Two officials named the suspects as French brothers Said Kouachi and Cherif Kouachi, and 18-year-old Hamyd Mourad.

Around noon, three masked men armed with AK-47 automatic weapons stormed the offices of the satirical magazine Charlie Hebdo, which had just published a cartoon mocking the leader of the Islamic terrorist group ISIS.

Those who witnessed the incident said they heard the terrorists shouting "Allahu Akbar!" in Arabic ("God is greatest!") as they entered the building.

"It was if we were in a state of war," one witness said.

Ten magazine staffers and two police officers were killed in Wednesday’s terror attack, the deadliest in France in more than two decades.

Will this attack lead France and Europe to stand up against radical Islam? Dan Kochis, with The Heritage Foundation, explains more following Gary Lane's report.

What motivated this attack? CBN's Dale Hurd, who has covered the growth of radical Islam in France and across Europe, explains how strong it is Paris.

It wasn't the first time Islamic terrorists attacked the Charlie Hebdo offices. In 2011, the building was firebombed after the magazine featured a caricature of Islam’s Prophet Mohammed on one of its covers.

Editor Stephane Charbonnier was killed in Wednesday's attack. In 2012, he insisted he would not back off from doing Islamic satire.

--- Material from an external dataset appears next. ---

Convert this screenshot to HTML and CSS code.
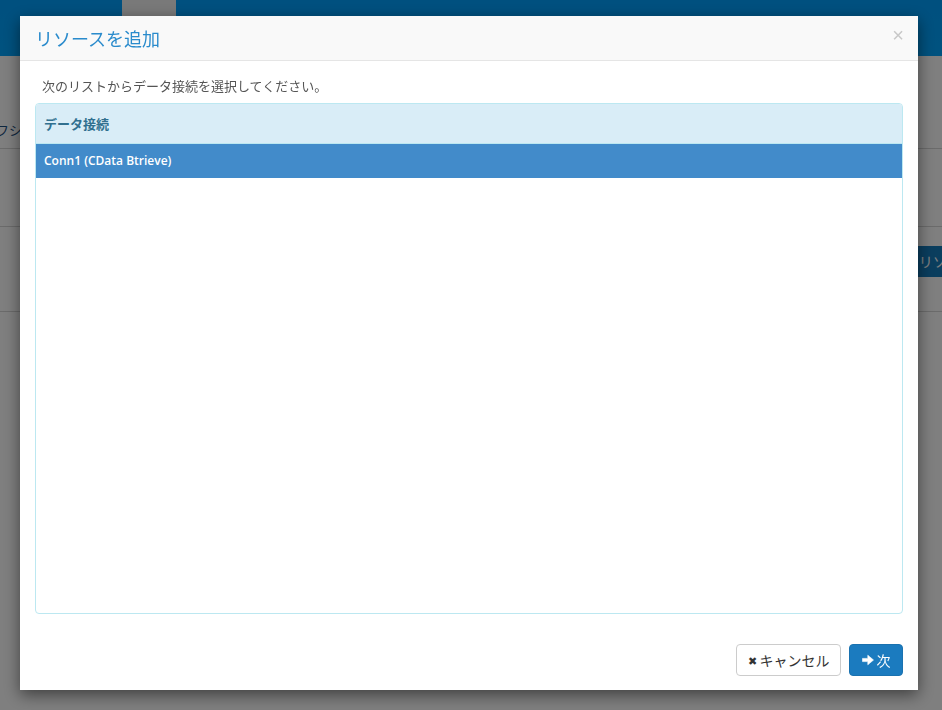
FILE: index.html
```html
<!DOCTYPE html>
<html lang="ja">
<head>
<meta charset="UTF-8">
<title>リソースを追加</title>
<link rel="stylesheet" href="styles.css">
</head>
<body>

<div class="topbar">
  <div class="tab"></div>
</div>

<div class="page">
  <div class="row row-first"><span class="side-text">フシ</span></div>
  <div class="row row-second"><span class="side-btn">リソース</span></div>
</div>

<div class="backdrop"></div>

<div class="modal">
  <div class="modal-header">
    <h4 class="modal-title">リソースを追加</h4>
    <span class="close">&times;</span>
  </div>
  <div class="modal-body">
    <p class="hint">次のリストからデータ接続を選択してください。</p>
    <div class="panel">
      <div class="panel-heading">データ接続</div>
      <ul class="conn-list">
        <li class="selected">Conn1 (CData Btrieve)</li>
      </ul>
    </div>
  </div>
  <div class="modal-footer">
    <button class="btn btn-default"><span class="ico">&#10006;</span>キャンセル</button>
    <button class="btn btn-primary">
      <svg class="arrow" width="12" height="12" viewBox="0 0 12 12"><path d="M0.5 4.4h5.3V1.2L11.5 6 5.8 10.8V7.6H0.5z" fill="#fff" stroke="#fff" stroke-width="0.6" stroke-linejoin="round"/></svg>次
    </button>
  </div>
</div>

</body>
</html>
```

FILE: styles.css
```css
body {
  margin: 0;
  font-family: "Noto Sans CJK JP", "Open Sans", sans-serif;
  background-color: #fff;
  height: 710px;
  overflow: hidden;
}

.topbar {
  height: 56px;
  background: linear-gradient(#00a0ff, #00a5ff);
}

.tab {
  margin-left: 122px;
  width: 54px;
  height: 56px;
  background-color: #f2f2f2;
}

.page {
  padding-top: 92px;
}

.row {
  border-top: 1px solid #d6d6d6;
  position: relative;
}

.row-first {
  height: 77px;
}

.row-second {
  height: 84px;
  border-bottom: 1px solid #d6d6d6;
}

.side-text {
  position: absolute;
  left: -4px;
  top: -29px;
  font-size: 13px;
  color: #1d4e7e;
}

.side-btn {
  position: absolute;
  right: -40px;
  top: 19px;
  height: 31px;
  line-height: 31px;
  padding: 0 8px;
  background-color: #157cbd;
  color: #fff;
  font-size: 14px;
  white-space: nowrap;
}

.backdrop {
  position: fixed;
  left: 0;
  top: 0;
  right: 0;
  bottom: 0;
  background-color: rgba(0, 0, 0, 0.5);
}

.modal {
  position: fixed;
  left: 20px;
  top: 16px;
  width: 898px;
  height: 674px;
  background-color: #fff;
  box-shadow: 0 5px 15px rgba(0, 0, 0, 0.5);
  display: flex;
  flex-direction: column;
}

.modal-header {
  height: 44px;
  background-color: #f9f9f9;
  border-bottom: 1px solid #e5e5e5;
  display: flex;
  align-items: center;
  justify-content: space-between;
  padding: 0 16px 0 15px;
}

.modal-title {
  margin: 0;
  font-size: 18px;
  font-weight: normal;
  color: #2a8bcc;
}

.close {
  font-family: "Liberation Sans", sans-serif;
  font-size: 20px;
  color: #c8c8c8;
  margin-right: -2px;
  margin-top: -6px;
}

.modal-body {
  flex: 1;
  padding: 15px;
  display: flex;
  flex-direction: column;
}

.hint {
  margin: 0 0 7px;
  padding-left: 7px;
  font-size: 13px;
  line-height: 20px;
  color: #555;
}

.panel {
  flex: 1;
  border: 1px solid #bce8f1;
  border-radius: 4px;
  overflow: hidden;
}

.panel-heading {
  height: 39px;
  line-height: 39px;
  padding-left: 8px;
  background-color: #d9edf7;
  border-bottom: 1px solid #bce8f1;
  color: #31708f;
  font-size: 13px;
  font-weight: bold;
}

.conn-list {
  list-style: none;
  margin: 0;
  padding: 0;
}

.conn-list li {
  height: 34px;
  line-height: 34px;
  padding-left: 8px;
  font-family: "Open Sans", "Noto Sans CJK JP", sans-serif;
  font-size: 12px;
  font-weight: 600;
}

.conn-list .selected {
  background-color: #428bca;
  color: #fff;
}

.modal-footer {
  padding: 15px 15px 14px;
  display: flex;
  justify-content: flex-end;
  gap: 8px;
}

.btn {
  height: 32px;
  border-radius: 4px;
  font-family: "Noto Sans CJK JP", sans-serif;
  font-size: 14px;
  padding: 0;
  display: flex;
  align-items: center;
  justify-content: center;
  white-space: nowrap;
  cursor: pointer;
}

.btn-default {
  width: 105px;
  background-color: #fff;
  border: 1px solid #ccc;
  color: #333;
}

.btn-default .ico {
  font-size: 11px;
  margin-right: 3px;
  color: #333;
}

.btn-primary {
  width: 54px;
  background-color: #1b7bbf;
  border: 1px solid #1a72b0;
  color: #fff;
}

.arrow {
  margin-right: 3px;
}
```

"We can't live in a country without freedom of speech,” he said at the time. "I prefer to die than to live like a rat."

French President Francois Hollande rushed to the scene shortly after the attack and described it as "an act of exceptional barbarity." He promised to bring those responsible to justice.

It isn't known at this time if the perpetrators have any connection to the Islamic State. If so, they may have also been motivated by the magazine's recent satirical depiction of the Islamic State caliph.

Author Joel Rosenberg just released a new book The Third Target, a fictional account about ISIS operatives obtaining and unleashing chemical weapons.

"It's clearly radical Islamic terrorism,” he said of the Paris attack. “The question is whether it's ISIS itself."

He said Western governments need to respond more aggressively to the growing danger of radical Islam.

Why the lack of serious response?

"Part of it is exhaustion," Rosenberg explained. "Part of these leaders are just – 'Listen, we've been dealing with this since 2001' and they feel tired. They feel like we've got to move on. But that's a complacency; that's a misreading of the danger."

While U.S. Secretary of State John Kerry stopped short of labeling the Paris attack Islamic terror, he called it "horrific" and "murderous." He said the American people are standing with the French at this time.

"We stand with you in solidarity and in commitment both to the cause of confronting extremism, and in the cause which the extremists fear so much--and which has always united our two countries: freedom," Kerry said.

President Barack Obama pledged to assist the French in bringing the terrorists to justice.

Meanwhile, Rosenberg suggested the Paris attack may be a precursor of a violent year ahead.

"I'm very concerned about the lack of leadership coming from the White House," Rosenberg said.

He warned that "2015 could be a very dangerous, and possibly a deadly year both in the Middle East, Europe, and possibly here in the United States."